Very few full-time university students have the time to participate in an intensive extracurricular activity, let alone perform as a pro—but that’s exactly what Jacqueline Boutilier has achieved.
A third-year student in UTM’s Concurrent Teacher Education Program, Boutilier is also a long-time competitor in Irish dancing. Next April, she will fly to London, England to participate for the second time in the field’s top competition, the World Irish Dancing Championships.
“It’s very exciting, because my ultimate goal was to qualify one more time, and I made it,” said Boutilier, 20.
Irish dancing has been a passion and pursuit of Boutilier’s for more than a decade. At age ten, after seeing the show Riverdance with her parents and being dazzled by the dancers’ moves and energy, she asked her mother to sign her up for lessons. She started taking classes at a studio in her Oakville community, and says she fell in love with the dancing’s complexity and athleticism. While she was older than all the other kids—most beginners start at age 4 or 5—she was determined to get ahead.
“I remember seeing the older girls dancing, they were so amazing and I always looked up to them,” she says. “I made it my goal to go to the world championships.”
To compete at that level, Boutilier had to take classes four or five times a week to master the basic moves of Irish dance, which generally feature a controlled upper body, straight arms, and quick, precise movements of the feet. Some dances are performed in “hard shoe”—tap dance-style shoes, and others with a “soft shoe,”—lace-up shoes; to perform at the world championships. Boutilier had to learn solo routines in both styles.

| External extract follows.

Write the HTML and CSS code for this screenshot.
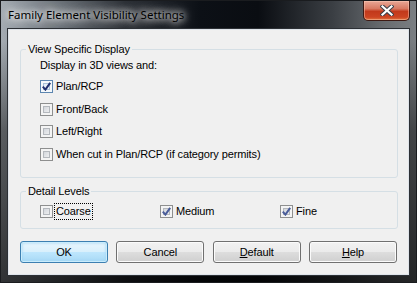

Boutilier’s hard work and dedication paid off: in 2011, she qualified for the following year’s world championships in Dublin, Ireland. The nine-day event featured thousands of dancers from around the world, including about 120 people in Boutilier’s competition (participants are divided by age). While she didn’t rank, she says it hardly mattered: “It was such an amazing experience, you don’t realize how big of a scale it’s on...I was just happy to be there with my family and have the chance to compete.”
While Dublin marked a major milestone for Boutilier in her Irish dancing journey, she says balancing it with first-year university academics was overwhelming. Indeed, it’s the reason most Irish dancers stop performing before they start post-secondary school. She decided to take a year off from dancing to focus on school, and she wasn’t sure she would ever return. But ultimately, she couldn’t stay away from the hobby she’d grown to love.
She says returning to Irish dancing has been difficult—while she remembered all the moves, it took time muster up the strength and endurance needed to perform as she once did. So in addition to practising a few times a week, she regularly does cardio exercises and yoga at her gym to get back into shape. At the same time, she has been managing the considerable demands of her academic program, which involves simultaneously completing both an honours bachelor’s degree in either arts or science, and a bachelor of education degree.
Boutilier’s comeback moment came in November, when her performance at Canada’s Eastern Regional Oireachtas championships in Montreal qualified her to compete in next year’s World Championships.
Says Boutilier: “I was very happy, because it was no easy task getting back to the fitness level I had before. It took a lot of work and commitment. So it’s very thrilling to have this second chance.”